Okay, having made that clear I have a query. In the world cup match against the USA I gather that someone from the England team scored a goal early on, and that later on someone from the US team scored. So why is the England goalkeeper being blamed for the TEAM failure to win, when there were another 10 members of the team who had 75 minutes or so to score again? Why were the rest of the team not preventing the opposition getting the ball down to the England goal in the first place? Surely the goalkeeper is the last defender, not the only one.

Friday, June 11, 2010

When your feet just can't keep still

I thought a particular style of footwear was hideous the first time I clapped eyes on them a long time ago, and nothing in the intervening years has changed my mind on that point. But I thought that they might be useful for trudging across a dew-soaked campsite at first light rather than donning wellies, so I tried on a pair in the shop (as well as you can try on shoes that are fastened together with a security tie, making actual walking in them impossible) and my neuroma didn't immediately have hysterics, which was a plus. So I bought them.

What a mistake. Why on earth did I think that a normal-shaped pair of feet (yes, they are normal!)



would ever be comfortable in something designed for ducks?



Just look at the difference in width!



How on earth are they meant to stay on, short of actually stapling them to your feet? Yes, I know there's a heel-strap, but that's much shorter than the shoe itself



which forces your foot forward and makes them agonisingly uncomfortable. In fact the only way to get them to stay on your feet is to wear a couple of pairs of thick hiking socks ... which rather defeats the object, because the dewy grass will soak the socks.

Now, if I had feet shaped like this they'd fit like a ...

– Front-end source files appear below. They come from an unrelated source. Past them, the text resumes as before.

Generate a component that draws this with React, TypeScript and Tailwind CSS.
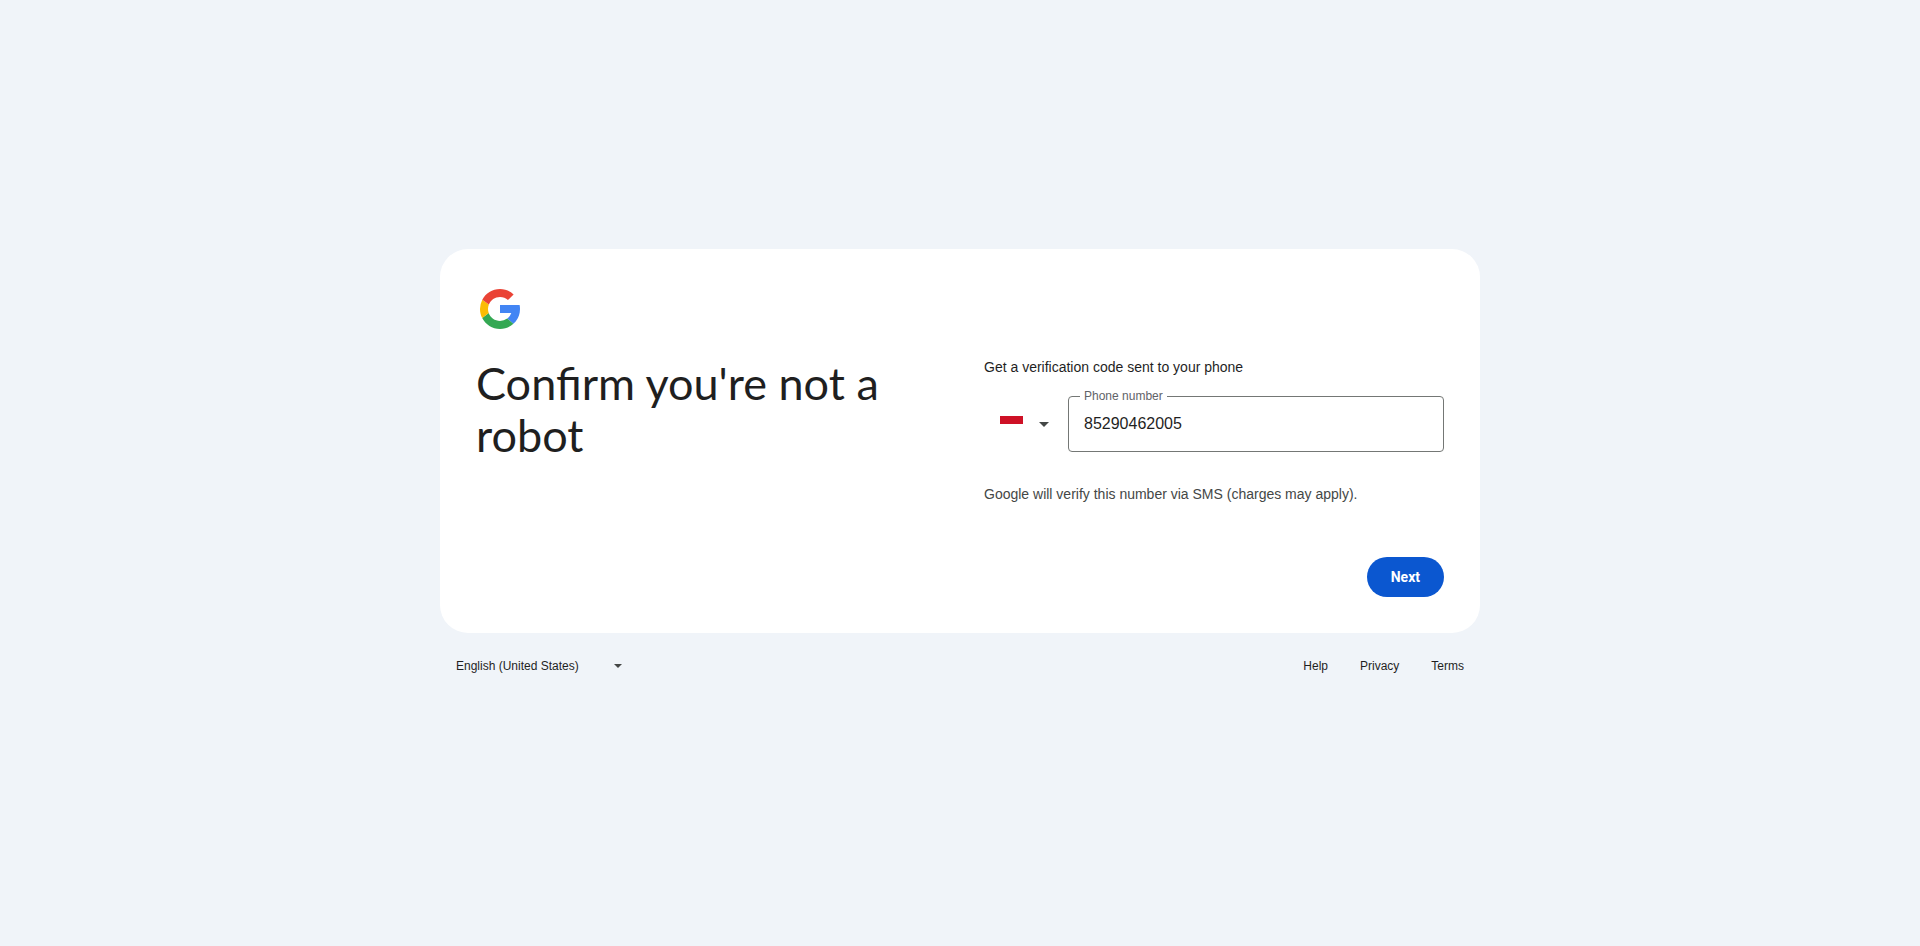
import { useState } from "react";

const links = ["Help", "Privacy", "Terms"];

const GoogleLogo = () => (
  <svg viewBox="0 0 48 48" className="size-12" aria-hidden="true">
    <path
      fill="#4285F4"
      d="M43.611 20.083 43.595 20H24v8h11.303a12.04 12.04 0 0 1-4.087 5.571l6.19 5.238C36.971 39.205 44 34 44 24c0-1.341-.138-2.65-.389-3.917z"
    />
    <path
      fill="#34A853"
      d="M24 44c5.166 0 9.86-1.977 13.409-5.192l-6.19-5.238A11.91 11.91 0 0 1 24 36c-5.202 0-9.619-3.317-11.283-7.946l-6.522 5.025C9.505 39.556 16.227 44 24 44z"
    />
    <path
      fill="#FBBC04"
      d="M12.717 28.054A11.97 11.97 0 0 1 12 24c0-1.6.313-3.127.877-4.51l-6.571-4.8A19.9 19.9 0 0 0 4 24c0 3.262.79 6.34 2.195 9.079z"
    />
    <path
      fill="#EA4335"
      d="m6.306 14.691 6.571 4.819C14.655 15.108 18.961 12 24 12c3.059 0 5.842 1.154 7.961 3.039l5.657-5.657C34.046 6.053 29.268 4 24 4 16.318 4 9.656 8.337 6.306 14.691z"
    />
  </svg>
);

const Caret = ({ className }: { className: string }) => (
  <svg viewBox="0 0 10 5" className={className} aria-hidden="true">
    <path fill="#444746" d="M0 0h10L5 5z" />
  </svg>
);

const CountrySelect = () => (
  <div className="relative flex h-14 w-[84px] items-center">
    <svg viewBox="0 0 24 16" className="pointer-events-none absolute left-4 h-4 w-6" aria-hidden="true">
      <path fill="#fff" d="M0 0h24v16H0z" />
      <path fill="#CE1126" d="M0 0h23v8H0z" />
    </svg>
    <select aria-label="Select a country" className="h-full w-full appearance-none bg-transparent outline-none">
      <option value="ID" aria-label="Indonesia" />
    </select>
    <Caret className="pointer-events-none absolute left-[55px] h-[5px] w-2.5" />
  </div>
);

const App = () => {
  const [phone, setPhone] = useState("85290462005");

  return (
    <div className="flex min-h-screen flex-col items-center justify-center bg-[#f0f4f9] font-['Liberation_Sans',sans-serif] text-[#1f1f1f]">
      <div className="w-full max-w-[1040px]">
        <main className="flex min-h-96 flex-col rounded-[28px] bg-white p-9">
          <GoogleLogo />

          <form className="mt-6 flex grow flex-col" onSubmit={(e) => e.preventDefault()}>
            <div className="grid gap-12 md:grid-cols-2">
              <h1 className="font-[Lato,sans-serif] text-[45px] leading-[52px]">Confirm you're not a robot</h1>

              <div className="text-sm leading-5">
                <h2>Get a verification code sent to your phone</h2>
                <div className="mt-[19px] flex">
                  <CountrySelect />
                  <div className="relative grow">
                    <label
                      htmlFor="phone"
                      className="absolute -top-2 left-3 bg-white px-1 text-xs leading-4 text-[#5f6368]"
                    >
                      Phone number
                    </label>
                    <input
                      id="phone"
                      type="tel"
                      value={phone}
                      onChange={(e) => setPhone(e.target.value)}
                      className="h-14 w-full rounded border border-[#747775] px-[15px] text-base outline-none"
                    />
                  </div>
                </div>
                <p className="mt-8 text-[#444746]">Google will verify this number via SMS (charges may apply).</p>
              </div>
            </div>

            <div className="mt-auto flex justify-end pt-8">
              <button
                type="submit"
                className="h-10 rounded-full bg-[#0b57d0] px-6 font-[Roboto,sans-serif] text-sm font-bold text-white hover:bg-[#1f64d4]"
              >
                Next
              </button>
            </div>
          </form>
        </main>

        <footer className="flex h-16 items-center justify-between px-4 pt-0.5 text-xs">
          <div className="relative flex items-center">
            <select aria-label="Language" className="w-44 appearance-none bg-transparent outline-none">
              <option>English (United States)</option>
            </select>
            <Caret className="pointer-events-none absolute right-2.5 h-1 w-2" />
          </div>
          <nav className="flex gap-8">
            {links.map((link) => (
              <a key={link} href="#">
                {link}
              </a>
            ))}
          </nav>
        </footer>
      </div>
    </div>
  );
};

export default App;
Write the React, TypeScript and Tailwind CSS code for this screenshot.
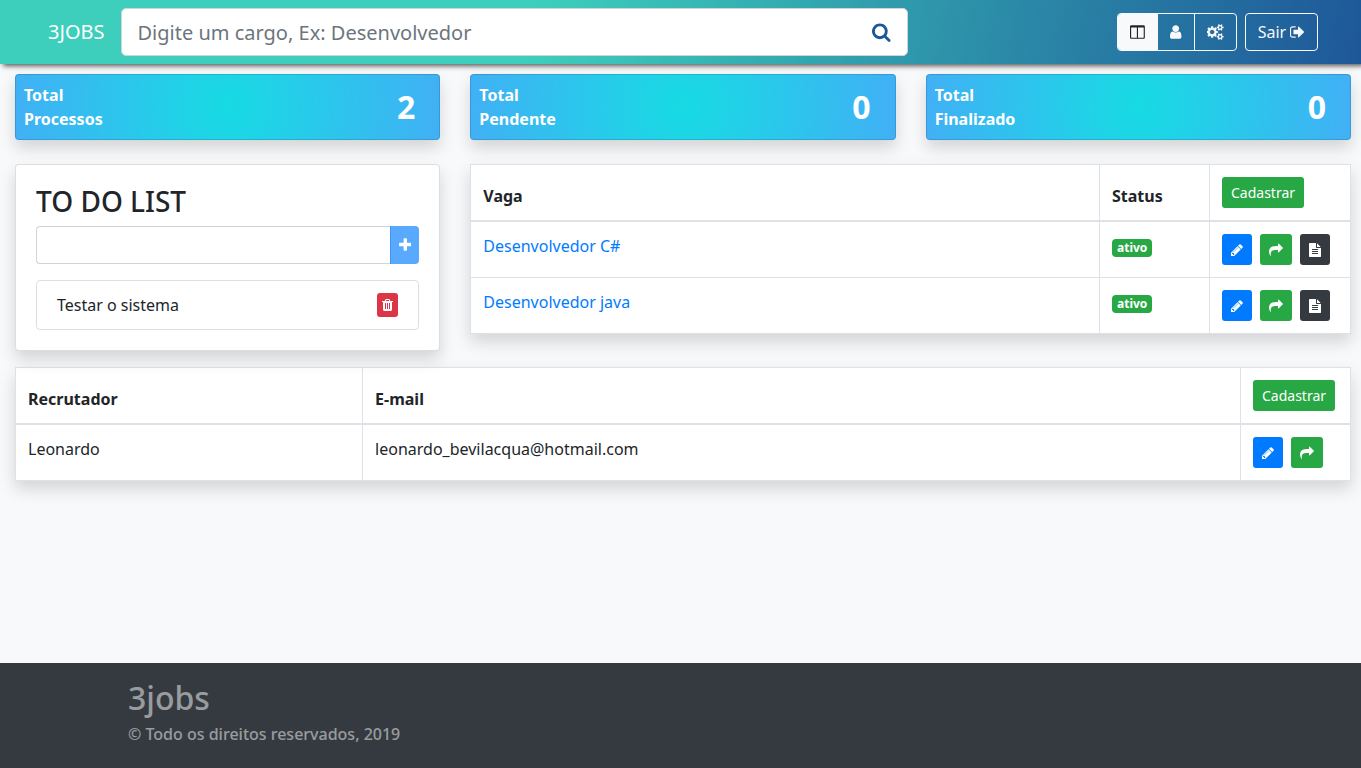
import { useState, type FormEvent, type ReactNode } from "react"
import clsx from "clsx"

// viewBox widths follow each glyph's own advance, so the icons keep their natural spacing
const ICONS = {
    search: {
        viewBox: "64 0 1664 1792",
        path: "M1216 832q0-185-131.5-316.5t-316.5-131.5-316.5 131.5-131.5 316.5 131.5 316.5 316.5 131.5 316.5-131.5 131.5-316.5zm512 832q0 52-38 90t-90 38q-54 0-90-38l-343-342q-179 124-399 124-143 0-273.5-55.5t-225-150-150-225-55.5-273.5 55.5-273.5 150-225 225-150 273.5-55.5 273.5 55.5 225 150 150 225 55.5 273.5q0 220-124 399l343 343q37 37 37 90z",
    },
    columns: {
        viewBox: "64 0 1664 1792",
        path: "M224 1536h608v-1152h-640v1120q0 13 9.5 22.5t22.5 9.5zm1376-32v-1120h-640v1152h608q13 0 22.5-9.5t9.5-22.5zm128-1216v1216q0 66-47 113t-113 47h-1344q-66 0-113-47t-47-113v-1216q0-66 47-113t113-47h1344q66 0 113 47t47 113z",
    },
    user: {
        viewBox: "256 0 1280 1792",
        path: "M1536 1399q0 109-62.5 187t-150.5 78h-854q-88 0-150.5-78t-62.5-187q0-85 8.5-160.5t31.5-152 58.5-131 94-89 134.5-34.5q131 128 313 128t313-128q76 0 134.5 34.5t94 89 58.5 131 31.5 152 8.5 160.5zm-256-887q0 159-112.5 271.5t-271.5 112.5-271.5-112.5-112.5-271.5 112.5-271.5 271.5-112.5 271.5 112.5 112.5 271.5z",
    },
    cogs: {
        viewBox: "0 0 1920 1792",
        path: "M832 896q0-106-75-181t-181-75-181 75-75 181 75 181 181 75 181-75 75-181zm768 512q0-52-38-90t-90-38-90 38-38 90q0 53 37.5 90.5t90.5 37.5 90.5-37.5 37.5-90.5zm0-1024q0-52-38-90t-90-38-90 38-38 90q0 53 37.5 90.5t90.5 37.5 90.5-37.5 37.5-90.5zm-384 421v185q0 10-7 19.5t-16 10.5l-155 24q-11 35-32 76 34 48 90 115 7 11 7 20 0 12-7 19-23 30-82.5 89.5t-78.5 59.5q-11 0-21-7l-115-90q-37 19-77 31-11 108-23 155-7 24-30 24h-186q-11 0-20-7.5t-10-17.5l-23-153q-34-10-75-31l-118 89q-7 7-20 7-11 0-21-8-144-133-144-160 0-9 7-19 10-14 41-53t47-61q-23-44-35-82l-152-24q-10-1-17-9.5t-7-19.5v-185q0-10 7-19.5t16-10.5l155-24q11-35 32-76-34-48-90-115-7-11-7-20 0-12 7-20 22-30 82-89t79-59q11 0 21 7l115 90q34-18 77-32 11-108 23-154 7-24 30-24h186q11 0 20 7.5t10 17.5l23 153q34 10 75 31l118-89q8-7 20-7 11 0 21 8 144 133 144 160 0 8-7 19-12 16-42 54t-45 60q23 48 34 82l152 23q10 2 17 10.5t7 19.5zm640 533v140q0 16-149 31-12 27-30 52 51 113 51 138 0 4-4 7-122 71-124 71-8 0-46-47t-52-68q-20 2-30 2t-30-2q-14 21-52 68t-46 47q-2 0-124-71-4-3-4-7 0-25 51-138-18-25-30-52-149-15-149-31v-140q0-16 149-31 13-29 30-52-51-113-51-138 0-4 4-7 4-2 35-20t59-34 30-16q8 0 46 46.5t52 67.5q20-2 30-2t30 2q51-71 92-112l6-2q4 0 124 70 4 3 4 7 0 25-51 138 17 23 30 52 149 15 149 31zm0-1024v140q0 16-149 31-12 27-30 52 51 113 51 138 0 4-4 7-122 71-124 71-8 0-46-47t-52-68q-20 2-30 2t-30-2q-14 21-52 68t-46 47q-2 0-124-71-4-3-4-7 0-25 51-138-18-25-30-52-149-15-149-31v-140q0-16 149-31 13-29 30-52-51-113-51-138 0-4 4-7 4-2 35-20t59-34 30-16q8 0 46 46.5t52 67.5q20-2 30-2t30 2q51-71 92-112l6-2q4 0 124 70 4 3 4 7 0 25-51 138 17 23 30 52 149 15 149 31z",
    },
    signOut: {
        viewBox: "64 0 1664 1792",
        path: "M704 1440q0 4 1 20t.5 26.5-3 23.5-10 19.5-20.5 6.5h-320q-119 0-203.5-84.5t-84.5-203.5v-704q0-119 84.5-203.5t203.5-84.5h320q13 0 22.5 9.5t9.5 22.5q0 4 1 20t.5 26.5-3 23.5-10 19.5-20.5 6.5h-320q-66 0-113 47t-47 113v704q0 66 47 113t113 47h312l11.5 1 11.5 3 8 5.5 7 9 2 13.5zm928-544q0 26-19 45l-544 544q-19 19-45 19t-45-19-19-45v-288h-448q-26 0-45-19t-19-45v-384q0-26 19-45t45-19h448v-288q0-26 19-45t45-19 45 19l544 544q19 19 19 45z",
    },
    plus: {
        viewBox: "192 0 1408 1792",
        path: "M1600 736v192q0 40-28 68t-68 28h-416v416q0 40-28 68t-68 28h-192q-40 0-68-28t-28-68v-416h-416q-40 0-68-28t-28-68v-192q0-40 28-68t68-28h416v-416q0-40 28-68t68-28h192q40 0 68 28t28 68v416h416q40 0 68 28t28 68z",
    },
    trash: {
        viewBox: "192 0 1408 1792",
        path: "M704 1376v-704q0-14-9-23t-23-9h-64q-14 0-23 9t-9 23v704q0 14 9 23t23 9h64q14 0 23-9t9-23zm256 0v-704q0-14-9-23t-23-9h-64q-14 0-23 9t-9 23v704q0 14 9 23t23 9h64q14 0 23-9t9-23zm256 0v-704q0-14-9-23t-23-9h-64q-14 0-23 9t-9 23v704q0 14 9 23t23 9h64q14 0 23-9t9-23zm-544-992h448l-48-117q-7-9-17-11h-317q-10 2-17 11zm928 32v64q0 14-9 23t-23 9h-96v948q0 83-47 143.5t-113 60.5h-832q-66 0-113-58.5t-47-141.5v-952h-96q-14 0-23-9t-9-23v-64q0-14 9-23t23-9h309l70-167q15-37 54-63t79-26h320q40 0 79 26t54 63l70 167h309q14 0 23 9t9 23z",
    },
    pencil: {
        viewBox: "128 0 1536 1792",
        path: "M491 1536l91-91-235-235-91 91v107h128v128h107zm523-928q0-22-22-22-10 0-17 7l-542 542q-7 7-7 17 0 22 22 22 10 0 17-7l542-542q7-7 7-17zm-54-192l416 416-832 832h-416v-416zm683 96q0 53-37 90l-166 166-416-416 166-165q36-38 90-38 53 0 91 38l235 234q37 39 37 91z",
    },
    share: {
        viewBox: "0 0 1792 1792",
        path: "M1792 640q0 26-19 45l-512 512q-19 19-45 19t-45-19-19-45v-256h-224q-98 0-175.5 6t-154 21.5-133 42.5-105.5 69.5-80 101-48.5 138.5-17.5 181q0 55 5 123 0 6 2.5 23.5t2.5 26.5q0 15-8.5 25t-23.5 10q-16 0-28-17-7-9-13-22t-13.5-30-10.5-24q-127-285-127-451 0-199 53-333 162-403 875-403h224v-256q0-26 19-45t45-19 45 19l512 512q19 19 19 45z",
    },
    file: {
        viewBox: "128 0 1536 1792",
        path: "M1596 476q14 14 28 36h-472v-472q22 14 36 28zm-476 164h544v1056q0 40-28 68t-68 28h-1344q-40 0-68-28t-28-68v-1600q0-40 28-68t68-28h800v544q0 40 28 68t68 28zm160 736v-64q0-14-9-23t-23-9h-704q-14 0-23 9t-9 23v64q0 14 9 23t23 9h704q14 0 23-9t9-23zm0-256v-64q0-14-9-23t-23-9h-704q-14 0-23 9t-9 23v64q0 14 9 23t23 9h704q14 0 23-9t9-23zm0-256v-64q0-14-9-23t-23-9h-704q-14 0-23 9t-9 23v64q0 14 9 23t23 9h704q14 0 23-9t9-23z",
    },
}

type IconName = keyof typeof ICONS

function Icon({ name, className = "h-4" }: { name: IconName; className?: string }) {
    const { viewBox, path } = ICONS[name]

    return (
        <svg aria-hidden="true" viewBox={viewBox} fill="currentColor" className={clsx("w-auto shrink-0", className)}>
            <path d={path} />
        </svg>
    )
}

const STATS = [
    { label: "Processos", value: 2 },
    { label: "Pendente", value: 0 },
    { label: "Finalizado", value: 0 },
]

const JOBS = [
    { title: "Desenvolvedor C#", status: "ativo" },
    { title: "Desenvolvedor java", status: "ativo" },
]

const RECRUITERS = [
    { name: "Leonardo", email: "leonardo_bevilacqua@hotmail.com" },
]

const SHADOW = "shadow-[0_8px_16px_rgba(0,0,0,0.15)]"
const CELL = "border border-[#dee2e6] p-3 align-top"
const HEAD_CELL = "border border-b-2 border-[#dee2e6] p-3 align-bottom font-bold"

function ActionButton({ icon, label, className }: { icon: IconName; label: string; className: string }) {
    return (
        <button type="button" aria-label={label} title={label} className={clsx("flex h-[31px] items-center rounded-[3px] px-[9px] text-white", className)}>
            <Icon name={icon} className="h-3.5" />
        </button>
    )
}

function RegisterButton() {
    return (
        <button type="button" className="block h-[31px] rounded-[3px] bg-[#28a745] px-[9px] text-sm font-normal text-white">
            Cadastrar
        </button>
    )
}

function Header() {
    return (
        <header className="relative flex h-16 items-center bg-[linear-gradient(100deg,#3dcfbb_39%,#1e5799)] pl-12 pr-[43px] shadow-[3px_2px_5px_#555]">
            <a href="#" className="mr-4 text-xl text-white">3JOBS</a>
            <form className="flex h-12 w-[62%] items-center rounded-[5px] border border-[#ced4da] bg-white" onSubmit={(e) => e.preventDefault()}>
                <input
                    type="search"
                    aria-label="Buscar cargo"
                    placeholder="Digite um cargo, Ex: Desenvolvedor"
                    className="h-full min-w-0 flex-1 bg-transparent px-4 text-xl text-[#495057] outline-none placeholder:text-[#6c757d]"
                />
                <button type="submit" aria-label="Buscar" className="px-4 text-[#1e5799]">
                    <Icon name="search" className="h-5" />
                </button>
            </form>
            <nav className="ml-auto flex shrink-0 gap-2 text-[#f8f9fa]">
                <div className="flex h-[38px] divide-x divide-[#f8f9fa] overflow-hidden rounded border border-[#f8f9fa]">
                    <button type="button" aria-label="Painel" className="bg-[#f8f9fa] px-3 text-[#212529]"><Icon name="columns" /></button>
                    <button type="button" aria-label="Perfil" className="px-3"><Icon name="user" /></button>
                    <button type="button" aria-label="Configurações" className="px-3"><Icon name="cogs" /></button>
                </div>
                <button type="button" className="flex h-[38px] items-center gap-1 rounded border border-[#f8f9fa] px-3">
                    Sair <Icon name="signOut" />
                </button>
            </nav>
        </header>
    )
}

function StatCard({ label, value }: { label: string; value: number }) {
    return (
        <div className={clsx("flex items-center justify-between rounded border border-black/13 bg-[radial-gradient(circle,#17dbe3,#41b0f5)] p-2 font-bold text-white", SHADOW)}>
            <p>Total<br />{label}</p>
            <span className="mr-4 text-[32px] leading-10">{value}</span>
        </div>
    )
}

function TodoCard() {
    const [items, setItems] = useState<string[]>(["Testar o sistema"])
    const [text, setText] = useState<string>("")

    function addItem(event: FormEvent) {
        event.preventDefault()
        if (!text.trim()) return;

        setItems([...items, text.trim()])
        setText("")
    }

    return (
        <section className={clsx("rounded border border-black/13 bg-white p-5", SHADOW)}>
            <h3 className="mb-2 text-[28px] leading-[33px] font-medium">TO DO LIST</h3>
            <form className="mb-4 flex h-[38px]" onSubmit={addItem}>
                <input
                    type="text"
                    aria-label="Nova tarefa"
                    value={text}
                    onChange={(e) => setText(e.target.value)}
                    className="min-w-0 flex-1 rounded-l border border-r-0 border-[#ced4da] px-3 outline-none"
                />
                <button type="submit" aria-label="Adicionar" className="rounded-r border-l border-[#3d96f5] bg-[#59a9ff] px-2 text-white">
                    <Icon name="plus" />
                </button>
            </form>
            <ul className="divide-y divide-black/13 rounded border border-black/13">
                {items.map((item, index) => (
                    <li key={index} className="flex items-center justify-between px-5 py-3">
                        {item}
                        <button
                            type="button"
                            aria-label={`Remover ${item}`}
                            onClick={() => setItems(items.filter((_, i) => i !== index))}
                            className="flex h-6 items-center rounded-[3px] bg-[#dc3545] px-[5px] text-white"
                        >
                            <Icon name="trash" className="h-3.5" />
                        </button>
                    </li>
                ))}
            </ul>
        </section>
    )
}

function DataTable({ className, children }: { className?: string; children: ReactNode }) {
    return (
        <table className={clsx("w-full border-collapse bg-white text-left", SHADOW, className)}>
            {children}
        </table>
    )
}

function JobsTable() {
    return (
        <DataTable>
            <thead>
                <tr>
                    <th className={HEAD_CELL}>Vaga</th>
                    <th className={clsx(HEAD_CELL, "w-[110px]")}>Status</th>
                    <th className={clsx(HEAD_CELL, "w-[141px]")}><RegisterButton /></th>
                </tr>
            </thead>
            <tbody>
                {JOBS.map((job) => (
                    <tr key={job.title}>
                        <td className={CELL}><a href="#" className="text-[#007bff]">{job.title}</a></td>
                        <td className={CELL}>
                            <span className="inline-block rounded bg-[#28a745] px-[5px] py-[3px] text-xs leading-3 font-bold text-white">{job.status}</span>
                        </td>
                        <td className={CELL}>
                            <div className="flex gap-2">
                                <ActionButton icon="pencil" label="Editar" className="bg-[#007bff]" />
                                <ActionButton icon="share" label="Encaminhar" className="bg-[#28a745]" />
                                <ActionButton icon="file" label="Detalhes" className="bg-[#343a40]" />
                            </div>
                        </td>
                    </tr>
                ))}
            </tbody>
        </DataTable>
    )
}

function RecruitersTable() {
    return (
        <DataTable className="mt-4">
            <thead>
                <tr>
                    <th className={clsx(HEAD_CELL, "w-[26%]")}>Recrutador</th>
                    <th className={HEAD_CELL}>E-mail</th>
                    <th className={clsx(HEAD_CELL, "w-[110px]")}><RegisterButton /></th>
                </tr>
            </thead>
            <tbody>
                {RECRUITERS.map((recruiter) => (
                    <tr key={recruiter.email}>
                        <td className={CELL}>{recruiter.name}</td>
                        <td className={CELL}>{recruiter.email}</td>
                        <td className={CELL}>
                            <div className="flex gap-2">
                                <ActionButton icon="pencil" label="Editar" className="bg-[#007bff]" />
                                <ActionButton icon="share" label="Encaminhar" className="bg-[#28a745]" />
                            </div>
                        </td>
                    </tr>
                ))}
            </tbody>
        </DataTable>
    )
}

export default function App() {
    return (
        <div className="flex min-h-screen flex-col bg-[#f8f9fb] font-['Noto_Sans',sans-serif] text-base text-[#212529]">
            <Header />
            <main className="pt-2.5 pr-2.5 pb-6 pl-[15px]">
                <div className="grid grid-cols-3 gap-x-[30px] gap-y-6">
                    {STATS.map((stat) => <StatCard key={stat.label} {...stat} />)}
                    <TodoCard />
                    <div className="col-span-2">
                        <JobsTable />
                    </div>
                </div>
                <RecruitersTable />
            </main>
            <footer className="mt-auto bg-[#343a40] px-32 pt-4 pb-6 font-medium text-white/50">
                <h2 className="mb-2 text-[32px] leading-[38px]">3jobs</h2>
                <p className="leading-[19px]">© Todo os direitos reservados, 2019</p>
            </footer>
        </div>
    )
}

I wonder if I can get my money back.

Sunday, June 06, 2010

Breathe, breathe in the air

At last the year has begun! For the first time in 2010 there's been enough daylight and warmth for me to spend enough time out of doors to throw off the effects of SAD and start to live again. Perhaps this is why I feel so much better when we go camping, even if the weather's shit. When we come home the house is stuffy and airless and I feel trapped. But now my brain is clear, I can think as quickly as I used to (I'd begun seriously to think I was in the early throes of dementia), as if a fog has lifted. This is fantastic. The Real Me, who's been smothered under a suffocating blanket of nebulous nothingness, has fought her way free! Hooray! Hooray for sunshine! Hooray for air!